Pacific Investment Management Co. (PIMCO) has altered its position on Japanese government bonds (JGBs), moving from an underweight stance to an overall neutral outlook as bond yields hit multi-year highs. Sachin Gupta, a seasoned investor with over 27 years of experience, oversees more than $43 billion in assets at PIMCO. He now identifies value in 30-year bonds, whose yields have reached their highest level since 2006. This shift in strategy comes as traders anticipate further interest rate hikes by the Bank of Japan (BOJ) while central banks in the U.S. and Australia adopt more dovish policies.
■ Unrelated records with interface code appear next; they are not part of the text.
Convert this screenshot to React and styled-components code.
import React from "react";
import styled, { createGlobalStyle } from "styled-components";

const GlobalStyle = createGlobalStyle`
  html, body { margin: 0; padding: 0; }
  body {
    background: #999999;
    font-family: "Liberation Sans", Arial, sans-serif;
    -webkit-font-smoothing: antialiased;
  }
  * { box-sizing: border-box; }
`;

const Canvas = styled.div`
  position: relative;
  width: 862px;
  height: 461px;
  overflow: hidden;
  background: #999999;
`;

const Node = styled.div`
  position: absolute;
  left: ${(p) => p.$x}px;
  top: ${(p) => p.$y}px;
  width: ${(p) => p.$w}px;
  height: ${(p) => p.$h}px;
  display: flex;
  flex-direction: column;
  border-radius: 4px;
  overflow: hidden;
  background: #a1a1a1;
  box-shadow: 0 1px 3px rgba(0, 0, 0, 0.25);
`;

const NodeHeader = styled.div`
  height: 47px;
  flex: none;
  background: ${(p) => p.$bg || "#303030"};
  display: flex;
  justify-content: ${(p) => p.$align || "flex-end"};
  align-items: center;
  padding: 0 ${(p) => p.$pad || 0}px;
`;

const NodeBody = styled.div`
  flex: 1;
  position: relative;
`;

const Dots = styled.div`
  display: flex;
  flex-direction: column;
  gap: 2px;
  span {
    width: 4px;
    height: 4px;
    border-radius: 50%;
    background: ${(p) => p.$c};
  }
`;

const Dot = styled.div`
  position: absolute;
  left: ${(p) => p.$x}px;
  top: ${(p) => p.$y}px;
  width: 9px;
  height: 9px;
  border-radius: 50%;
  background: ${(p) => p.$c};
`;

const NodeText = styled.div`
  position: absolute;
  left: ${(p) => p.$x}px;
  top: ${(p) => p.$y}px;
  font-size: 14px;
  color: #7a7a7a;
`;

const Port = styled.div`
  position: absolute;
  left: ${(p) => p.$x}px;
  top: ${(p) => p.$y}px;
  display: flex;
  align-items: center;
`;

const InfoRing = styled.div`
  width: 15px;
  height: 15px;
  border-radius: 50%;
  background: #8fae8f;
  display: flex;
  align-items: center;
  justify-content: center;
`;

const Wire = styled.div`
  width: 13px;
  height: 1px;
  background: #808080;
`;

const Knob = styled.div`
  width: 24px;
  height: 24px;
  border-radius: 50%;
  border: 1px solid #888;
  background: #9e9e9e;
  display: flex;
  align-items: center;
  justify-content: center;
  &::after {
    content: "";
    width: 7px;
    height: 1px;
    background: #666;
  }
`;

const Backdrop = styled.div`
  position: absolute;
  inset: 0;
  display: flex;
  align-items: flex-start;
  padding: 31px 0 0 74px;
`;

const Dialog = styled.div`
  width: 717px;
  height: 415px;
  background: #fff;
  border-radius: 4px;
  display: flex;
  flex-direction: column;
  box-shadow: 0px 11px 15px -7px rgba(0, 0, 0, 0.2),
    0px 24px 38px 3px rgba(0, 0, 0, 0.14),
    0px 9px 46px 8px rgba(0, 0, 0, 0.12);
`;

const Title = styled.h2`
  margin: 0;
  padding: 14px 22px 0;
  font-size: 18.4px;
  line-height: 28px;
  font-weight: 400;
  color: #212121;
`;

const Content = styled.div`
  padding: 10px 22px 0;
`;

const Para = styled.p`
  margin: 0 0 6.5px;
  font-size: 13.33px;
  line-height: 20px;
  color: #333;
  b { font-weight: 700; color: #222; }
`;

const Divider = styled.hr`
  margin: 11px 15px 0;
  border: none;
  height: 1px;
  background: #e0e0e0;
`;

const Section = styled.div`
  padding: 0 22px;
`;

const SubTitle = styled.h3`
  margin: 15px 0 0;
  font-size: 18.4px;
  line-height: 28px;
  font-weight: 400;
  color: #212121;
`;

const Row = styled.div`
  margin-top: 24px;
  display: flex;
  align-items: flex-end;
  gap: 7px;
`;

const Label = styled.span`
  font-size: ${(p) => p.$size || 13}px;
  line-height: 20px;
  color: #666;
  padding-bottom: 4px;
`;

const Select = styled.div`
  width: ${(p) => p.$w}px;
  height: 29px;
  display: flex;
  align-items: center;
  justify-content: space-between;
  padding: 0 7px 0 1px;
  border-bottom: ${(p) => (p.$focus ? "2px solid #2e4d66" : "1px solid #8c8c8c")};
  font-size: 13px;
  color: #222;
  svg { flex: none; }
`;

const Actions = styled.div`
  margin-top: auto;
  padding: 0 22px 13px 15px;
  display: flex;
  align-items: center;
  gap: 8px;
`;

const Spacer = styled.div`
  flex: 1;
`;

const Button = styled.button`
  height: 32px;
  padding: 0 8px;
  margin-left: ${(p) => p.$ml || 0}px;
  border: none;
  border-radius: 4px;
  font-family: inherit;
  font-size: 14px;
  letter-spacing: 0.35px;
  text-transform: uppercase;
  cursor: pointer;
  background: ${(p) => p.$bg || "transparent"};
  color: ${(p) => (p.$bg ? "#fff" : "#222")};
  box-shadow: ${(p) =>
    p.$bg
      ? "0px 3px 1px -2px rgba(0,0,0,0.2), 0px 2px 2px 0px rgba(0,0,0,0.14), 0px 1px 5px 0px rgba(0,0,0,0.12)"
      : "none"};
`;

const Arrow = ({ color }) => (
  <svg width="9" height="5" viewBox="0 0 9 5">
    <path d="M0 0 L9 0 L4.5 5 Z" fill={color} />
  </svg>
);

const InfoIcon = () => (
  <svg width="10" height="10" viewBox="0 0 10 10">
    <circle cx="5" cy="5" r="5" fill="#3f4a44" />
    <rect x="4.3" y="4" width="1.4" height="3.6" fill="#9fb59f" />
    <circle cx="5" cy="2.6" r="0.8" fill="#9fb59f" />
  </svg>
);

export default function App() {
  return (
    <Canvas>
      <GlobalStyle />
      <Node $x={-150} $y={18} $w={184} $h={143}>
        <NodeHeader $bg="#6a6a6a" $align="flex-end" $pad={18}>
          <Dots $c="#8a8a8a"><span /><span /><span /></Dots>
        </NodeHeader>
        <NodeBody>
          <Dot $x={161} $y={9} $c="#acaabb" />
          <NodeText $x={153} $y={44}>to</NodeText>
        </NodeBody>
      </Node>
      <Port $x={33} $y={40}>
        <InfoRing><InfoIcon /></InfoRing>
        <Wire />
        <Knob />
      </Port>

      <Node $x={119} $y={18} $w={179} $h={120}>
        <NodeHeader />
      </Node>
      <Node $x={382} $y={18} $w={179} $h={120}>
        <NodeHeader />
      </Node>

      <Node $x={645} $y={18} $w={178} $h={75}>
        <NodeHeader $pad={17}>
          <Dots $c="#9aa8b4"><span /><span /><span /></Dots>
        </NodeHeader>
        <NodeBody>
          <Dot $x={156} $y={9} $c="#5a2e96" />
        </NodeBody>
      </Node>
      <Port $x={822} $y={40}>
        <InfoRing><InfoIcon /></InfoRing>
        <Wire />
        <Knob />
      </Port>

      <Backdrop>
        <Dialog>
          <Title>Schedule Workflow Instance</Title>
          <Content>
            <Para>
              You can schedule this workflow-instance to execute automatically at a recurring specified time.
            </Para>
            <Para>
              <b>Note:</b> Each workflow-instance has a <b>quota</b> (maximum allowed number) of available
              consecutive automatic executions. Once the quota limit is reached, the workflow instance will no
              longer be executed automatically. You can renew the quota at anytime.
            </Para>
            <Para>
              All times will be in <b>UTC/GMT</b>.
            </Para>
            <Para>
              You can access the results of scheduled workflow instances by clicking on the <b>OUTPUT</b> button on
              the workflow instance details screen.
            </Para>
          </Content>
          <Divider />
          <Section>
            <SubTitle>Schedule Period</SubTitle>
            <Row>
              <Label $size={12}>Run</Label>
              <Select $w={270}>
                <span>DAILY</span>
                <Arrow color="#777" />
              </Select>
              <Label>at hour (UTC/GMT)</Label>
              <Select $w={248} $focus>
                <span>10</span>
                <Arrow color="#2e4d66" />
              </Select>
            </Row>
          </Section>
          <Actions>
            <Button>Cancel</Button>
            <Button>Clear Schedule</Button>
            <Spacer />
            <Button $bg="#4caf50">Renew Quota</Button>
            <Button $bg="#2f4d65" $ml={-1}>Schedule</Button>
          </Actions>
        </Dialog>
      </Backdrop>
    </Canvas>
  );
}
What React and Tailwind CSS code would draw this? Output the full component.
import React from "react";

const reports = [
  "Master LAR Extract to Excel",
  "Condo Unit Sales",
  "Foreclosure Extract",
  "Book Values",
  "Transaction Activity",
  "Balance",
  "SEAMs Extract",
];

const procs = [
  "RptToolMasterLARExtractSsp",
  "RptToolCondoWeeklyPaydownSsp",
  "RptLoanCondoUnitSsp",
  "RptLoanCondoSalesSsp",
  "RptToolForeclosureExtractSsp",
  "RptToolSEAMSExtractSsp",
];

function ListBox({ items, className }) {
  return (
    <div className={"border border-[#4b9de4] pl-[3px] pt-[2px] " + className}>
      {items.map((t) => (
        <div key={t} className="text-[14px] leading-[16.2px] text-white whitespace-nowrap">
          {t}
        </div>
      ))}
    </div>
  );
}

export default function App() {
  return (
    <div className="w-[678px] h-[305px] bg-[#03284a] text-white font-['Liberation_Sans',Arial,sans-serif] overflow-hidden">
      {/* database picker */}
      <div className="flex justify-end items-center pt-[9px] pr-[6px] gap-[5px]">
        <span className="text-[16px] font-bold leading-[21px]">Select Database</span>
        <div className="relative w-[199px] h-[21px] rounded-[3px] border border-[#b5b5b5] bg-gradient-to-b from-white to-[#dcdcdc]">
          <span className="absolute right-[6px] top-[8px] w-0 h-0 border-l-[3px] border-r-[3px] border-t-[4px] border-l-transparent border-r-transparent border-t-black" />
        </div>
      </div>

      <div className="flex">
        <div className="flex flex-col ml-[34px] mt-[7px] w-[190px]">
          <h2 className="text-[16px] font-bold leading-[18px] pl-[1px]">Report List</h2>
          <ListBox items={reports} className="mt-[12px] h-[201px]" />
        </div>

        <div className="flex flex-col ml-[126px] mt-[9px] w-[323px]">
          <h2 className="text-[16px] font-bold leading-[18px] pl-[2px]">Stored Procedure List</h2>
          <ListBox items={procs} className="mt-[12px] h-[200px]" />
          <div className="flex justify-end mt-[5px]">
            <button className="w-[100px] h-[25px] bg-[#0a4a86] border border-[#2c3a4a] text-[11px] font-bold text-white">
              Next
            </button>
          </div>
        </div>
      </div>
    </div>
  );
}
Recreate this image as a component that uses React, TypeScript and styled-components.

“Rates have gone up, but they have essentially aligned with our expectations from some time ago,” Gupta explained during an interview in Singapore on Thursday. “That’s why it makes sense to take profits and reassess the market.”
PIMCO is not alone in reevaluating its position on JGBs. Investment firms such as RBC BlueBay Asset Management and Japan’s National Mutual Insurance Federation of Agricultural Cooperatives are also reexamining the JGB market as borrowing costs surge to their highest levels since the global financial crisis over 15 years ago.
Japan’s inflation is currently among the highest in the Group of Seven (G7) nations, contributing to a sell-off in government bonds. Despite this, even some of the most pessimistic investors are beginning to consider whether now is the right time to buy.
However, risks remain as market volatility and global economic uncertainties persist. Japan’s inflation accelerated more than expected in January due to rising food prices, marking the fastest pace since mid-2023 and putting further pressure on the bond market. BOJ Governor Kazuo Ueda downplayed concerns over the recent surge in 10-year benchmark yields, which some traders may interpret as a signal to sell more bonds.
Investors are closely watching the BOJ’s upcoming policy decision on Wednesday for clues regarding the nation’s future interest rate trajectory. While swaps traders expect rates to stay unchanged this week, they anticipate at least one more quarter-point hike before the end of 2025.
Gupta, who predicted last year that the BOJ was entering the early stages of its rate-hiking cycle, suggests that Japan’s inflation may eventually stabilize closer to the central bank’s 2% target over the long term. As the sell-off has primarily impacted the longer end of the yield curve, Gupta believes it is sensible to allocate funds toward these longer-term bonds.
In addition to JGBs, Gupta is also bullish on gilts and Australian government debt, predicting that these markets will see gains as economic growth slows. “Interest rates in these economies should move lower than where the markets are currently pricing them,” he added, explaining his outlook from a cyclical perspective.
On the other hand, Gupta remains underweight on European rates, particularly following Germany’s historic plan to increase defense and infrastructure spending. “It’s not just about this announcement, but also about potential future fiscal actions,” Gupta said. “We’ve added to our underweight position in Germany and now hold a more tactical underweight in European duration.”
PIMCO’s evolving strategy reflects its ongoing assessment of global economic trends and market conditions, with particular attention on how central bank policies in Japan and Europe will influence bond markets in the coming months.